- **AIM OF THE EXERCISE**
From the listing below, pick out each line with the word "React".

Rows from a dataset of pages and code
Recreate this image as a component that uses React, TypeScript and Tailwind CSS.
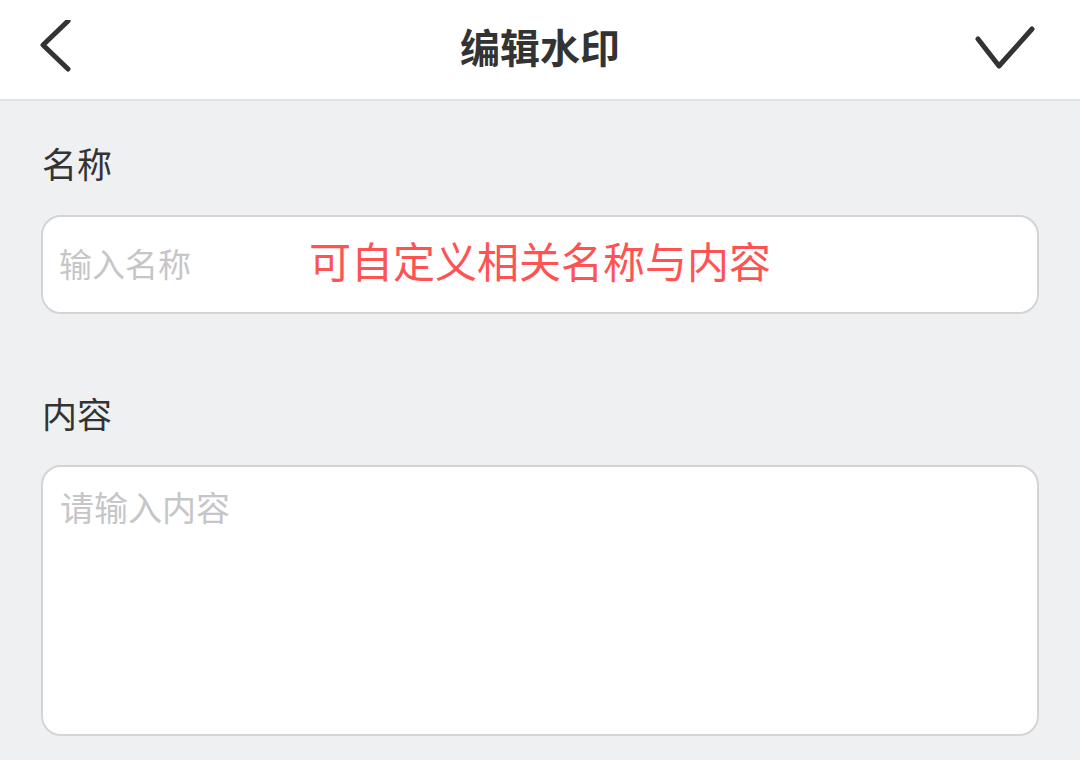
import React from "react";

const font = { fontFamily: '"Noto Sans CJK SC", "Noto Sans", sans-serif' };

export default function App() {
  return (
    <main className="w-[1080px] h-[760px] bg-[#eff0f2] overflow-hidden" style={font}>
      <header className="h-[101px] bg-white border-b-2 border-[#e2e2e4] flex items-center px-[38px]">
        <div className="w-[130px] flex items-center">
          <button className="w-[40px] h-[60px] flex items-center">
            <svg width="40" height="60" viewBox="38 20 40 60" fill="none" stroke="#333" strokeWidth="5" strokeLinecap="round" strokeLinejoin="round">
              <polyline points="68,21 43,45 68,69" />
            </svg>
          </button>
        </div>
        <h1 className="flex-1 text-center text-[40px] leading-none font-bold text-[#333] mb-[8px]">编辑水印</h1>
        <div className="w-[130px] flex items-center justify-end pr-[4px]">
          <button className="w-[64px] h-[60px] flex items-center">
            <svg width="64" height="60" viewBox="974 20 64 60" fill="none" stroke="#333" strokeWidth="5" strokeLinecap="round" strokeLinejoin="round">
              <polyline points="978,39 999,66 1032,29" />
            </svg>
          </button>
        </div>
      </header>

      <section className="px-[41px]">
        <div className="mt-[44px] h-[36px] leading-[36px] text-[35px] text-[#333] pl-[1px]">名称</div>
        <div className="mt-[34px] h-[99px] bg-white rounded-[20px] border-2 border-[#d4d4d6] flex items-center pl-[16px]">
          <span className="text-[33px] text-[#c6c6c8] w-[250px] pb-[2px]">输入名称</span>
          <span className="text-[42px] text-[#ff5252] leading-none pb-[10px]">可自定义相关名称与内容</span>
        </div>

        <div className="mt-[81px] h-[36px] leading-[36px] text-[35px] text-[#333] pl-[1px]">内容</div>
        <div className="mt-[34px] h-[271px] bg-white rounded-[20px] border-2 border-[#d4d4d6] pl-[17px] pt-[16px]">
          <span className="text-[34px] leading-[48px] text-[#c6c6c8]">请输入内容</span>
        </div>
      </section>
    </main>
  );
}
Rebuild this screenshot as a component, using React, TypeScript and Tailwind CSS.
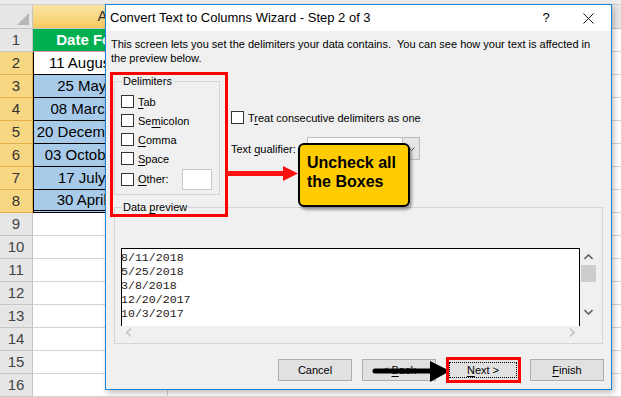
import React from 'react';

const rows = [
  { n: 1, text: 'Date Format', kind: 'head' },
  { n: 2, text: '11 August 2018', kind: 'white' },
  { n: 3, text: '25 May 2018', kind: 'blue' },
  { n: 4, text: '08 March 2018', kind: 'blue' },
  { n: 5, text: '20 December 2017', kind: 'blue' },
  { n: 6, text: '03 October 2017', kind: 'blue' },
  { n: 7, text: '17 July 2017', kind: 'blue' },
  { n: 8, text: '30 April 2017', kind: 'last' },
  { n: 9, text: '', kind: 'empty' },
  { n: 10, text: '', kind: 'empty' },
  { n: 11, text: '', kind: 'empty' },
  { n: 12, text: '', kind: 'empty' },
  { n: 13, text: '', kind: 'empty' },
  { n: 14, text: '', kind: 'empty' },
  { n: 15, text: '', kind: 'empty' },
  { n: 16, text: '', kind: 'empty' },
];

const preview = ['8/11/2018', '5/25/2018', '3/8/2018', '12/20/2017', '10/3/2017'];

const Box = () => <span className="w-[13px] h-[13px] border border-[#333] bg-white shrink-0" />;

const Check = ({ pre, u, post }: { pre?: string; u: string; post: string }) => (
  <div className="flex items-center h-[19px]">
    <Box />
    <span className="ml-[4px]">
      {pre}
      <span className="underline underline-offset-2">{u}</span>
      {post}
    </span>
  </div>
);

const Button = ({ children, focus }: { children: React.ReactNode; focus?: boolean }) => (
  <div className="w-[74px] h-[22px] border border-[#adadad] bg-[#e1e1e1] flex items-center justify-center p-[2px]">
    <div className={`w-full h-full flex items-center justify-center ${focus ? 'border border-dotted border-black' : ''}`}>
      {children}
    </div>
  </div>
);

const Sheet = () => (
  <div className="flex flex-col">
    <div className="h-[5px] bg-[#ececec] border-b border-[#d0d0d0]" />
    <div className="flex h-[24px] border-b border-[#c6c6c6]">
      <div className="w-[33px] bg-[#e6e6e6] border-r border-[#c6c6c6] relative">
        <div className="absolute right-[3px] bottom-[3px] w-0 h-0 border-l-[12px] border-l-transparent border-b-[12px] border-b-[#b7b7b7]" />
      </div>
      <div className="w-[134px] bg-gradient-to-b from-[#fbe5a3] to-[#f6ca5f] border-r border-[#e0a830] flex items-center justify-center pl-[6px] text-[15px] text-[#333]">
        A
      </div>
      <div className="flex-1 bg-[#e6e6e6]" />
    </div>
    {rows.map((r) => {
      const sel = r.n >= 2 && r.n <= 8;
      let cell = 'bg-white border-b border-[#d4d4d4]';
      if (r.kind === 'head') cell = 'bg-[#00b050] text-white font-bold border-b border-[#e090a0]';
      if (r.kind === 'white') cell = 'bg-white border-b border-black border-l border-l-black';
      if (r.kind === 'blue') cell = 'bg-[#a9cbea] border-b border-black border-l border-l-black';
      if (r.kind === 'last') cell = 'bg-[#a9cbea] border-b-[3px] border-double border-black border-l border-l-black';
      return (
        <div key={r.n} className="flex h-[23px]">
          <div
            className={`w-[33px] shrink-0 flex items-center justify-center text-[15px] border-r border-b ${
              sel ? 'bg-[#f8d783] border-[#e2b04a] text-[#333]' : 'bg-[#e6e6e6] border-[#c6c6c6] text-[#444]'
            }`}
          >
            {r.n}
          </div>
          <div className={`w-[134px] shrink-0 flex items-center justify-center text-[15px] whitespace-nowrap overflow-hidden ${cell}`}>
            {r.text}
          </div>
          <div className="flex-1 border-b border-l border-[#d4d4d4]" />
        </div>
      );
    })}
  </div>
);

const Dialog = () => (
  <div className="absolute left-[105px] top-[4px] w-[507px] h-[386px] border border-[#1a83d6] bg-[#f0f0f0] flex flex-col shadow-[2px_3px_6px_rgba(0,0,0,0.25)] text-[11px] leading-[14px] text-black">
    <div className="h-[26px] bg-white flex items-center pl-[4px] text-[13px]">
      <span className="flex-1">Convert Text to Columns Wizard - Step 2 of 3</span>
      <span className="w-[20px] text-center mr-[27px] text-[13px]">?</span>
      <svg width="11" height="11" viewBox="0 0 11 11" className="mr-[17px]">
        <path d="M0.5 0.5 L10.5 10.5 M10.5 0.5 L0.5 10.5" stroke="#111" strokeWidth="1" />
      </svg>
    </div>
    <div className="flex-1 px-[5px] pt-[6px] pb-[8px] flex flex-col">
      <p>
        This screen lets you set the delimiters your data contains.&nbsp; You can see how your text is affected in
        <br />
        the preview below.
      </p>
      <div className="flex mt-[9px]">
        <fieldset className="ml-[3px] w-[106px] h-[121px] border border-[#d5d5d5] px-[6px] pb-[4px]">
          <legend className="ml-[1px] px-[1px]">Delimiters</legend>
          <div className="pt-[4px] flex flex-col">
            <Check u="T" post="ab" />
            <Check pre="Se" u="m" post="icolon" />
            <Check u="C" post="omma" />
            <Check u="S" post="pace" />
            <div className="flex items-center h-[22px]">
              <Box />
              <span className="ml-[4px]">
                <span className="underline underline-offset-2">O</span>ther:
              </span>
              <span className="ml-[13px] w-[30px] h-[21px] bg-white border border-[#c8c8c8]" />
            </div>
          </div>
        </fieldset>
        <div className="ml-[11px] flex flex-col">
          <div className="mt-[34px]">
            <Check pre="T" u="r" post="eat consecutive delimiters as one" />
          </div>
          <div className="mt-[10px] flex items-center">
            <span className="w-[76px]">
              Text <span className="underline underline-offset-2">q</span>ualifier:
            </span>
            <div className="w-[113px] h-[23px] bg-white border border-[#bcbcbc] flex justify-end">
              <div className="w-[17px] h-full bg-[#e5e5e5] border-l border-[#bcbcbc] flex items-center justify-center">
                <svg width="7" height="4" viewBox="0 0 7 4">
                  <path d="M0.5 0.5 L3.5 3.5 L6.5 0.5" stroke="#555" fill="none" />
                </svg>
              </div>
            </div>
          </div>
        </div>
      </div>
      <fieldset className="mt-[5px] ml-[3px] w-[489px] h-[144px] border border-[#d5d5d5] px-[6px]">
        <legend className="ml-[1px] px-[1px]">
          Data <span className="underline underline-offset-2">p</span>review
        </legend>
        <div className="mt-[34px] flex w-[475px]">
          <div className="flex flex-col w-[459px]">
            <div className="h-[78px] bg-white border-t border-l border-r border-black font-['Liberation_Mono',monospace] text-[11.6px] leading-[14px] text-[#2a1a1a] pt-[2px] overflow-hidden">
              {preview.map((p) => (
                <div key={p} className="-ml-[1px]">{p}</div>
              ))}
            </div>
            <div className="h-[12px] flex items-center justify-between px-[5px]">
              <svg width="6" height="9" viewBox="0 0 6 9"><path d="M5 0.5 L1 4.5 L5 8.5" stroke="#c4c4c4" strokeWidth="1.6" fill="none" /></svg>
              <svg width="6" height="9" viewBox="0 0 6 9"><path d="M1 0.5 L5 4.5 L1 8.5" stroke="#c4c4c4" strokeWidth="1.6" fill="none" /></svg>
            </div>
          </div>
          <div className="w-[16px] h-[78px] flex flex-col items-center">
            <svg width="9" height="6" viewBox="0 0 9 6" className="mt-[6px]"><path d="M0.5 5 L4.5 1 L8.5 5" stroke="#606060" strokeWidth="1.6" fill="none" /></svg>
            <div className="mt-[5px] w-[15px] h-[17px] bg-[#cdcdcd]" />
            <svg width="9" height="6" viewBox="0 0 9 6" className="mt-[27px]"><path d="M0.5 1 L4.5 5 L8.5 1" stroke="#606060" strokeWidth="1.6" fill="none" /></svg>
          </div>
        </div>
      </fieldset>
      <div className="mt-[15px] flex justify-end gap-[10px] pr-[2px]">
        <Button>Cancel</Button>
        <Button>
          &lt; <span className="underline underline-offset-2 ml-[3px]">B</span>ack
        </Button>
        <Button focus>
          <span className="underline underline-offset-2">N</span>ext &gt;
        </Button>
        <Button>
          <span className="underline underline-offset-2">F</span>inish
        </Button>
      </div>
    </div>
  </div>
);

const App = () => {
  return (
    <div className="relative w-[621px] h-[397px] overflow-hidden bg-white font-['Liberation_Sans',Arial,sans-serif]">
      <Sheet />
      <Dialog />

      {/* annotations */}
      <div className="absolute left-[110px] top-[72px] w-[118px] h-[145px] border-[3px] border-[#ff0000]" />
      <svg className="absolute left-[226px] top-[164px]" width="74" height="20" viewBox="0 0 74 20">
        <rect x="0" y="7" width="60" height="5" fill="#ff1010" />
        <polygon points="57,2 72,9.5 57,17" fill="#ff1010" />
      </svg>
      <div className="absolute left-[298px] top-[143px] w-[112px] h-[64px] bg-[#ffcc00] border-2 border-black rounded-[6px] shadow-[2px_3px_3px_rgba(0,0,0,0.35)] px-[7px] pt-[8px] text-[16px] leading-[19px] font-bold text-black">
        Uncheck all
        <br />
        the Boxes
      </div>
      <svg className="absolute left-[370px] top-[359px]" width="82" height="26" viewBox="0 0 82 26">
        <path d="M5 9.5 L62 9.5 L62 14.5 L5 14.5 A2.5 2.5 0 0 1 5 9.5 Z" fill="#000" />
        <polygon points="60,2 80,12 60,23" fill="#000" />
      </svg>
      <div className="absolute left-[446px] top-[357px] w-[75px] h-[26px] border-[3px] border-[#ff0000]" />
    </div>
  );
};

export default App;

- **RESULT OF THIS TASK**
Recreate this image as a component that uses React, TypeScript and Tailwind CSS.
import React from "react";
Rebuild this screenshot as a component, using React, TypeScript and Tailwind CSS.
import React from 'react';
const Button = ({ children, focus }: { children: React.ReactNode; focus?: boolean }) => (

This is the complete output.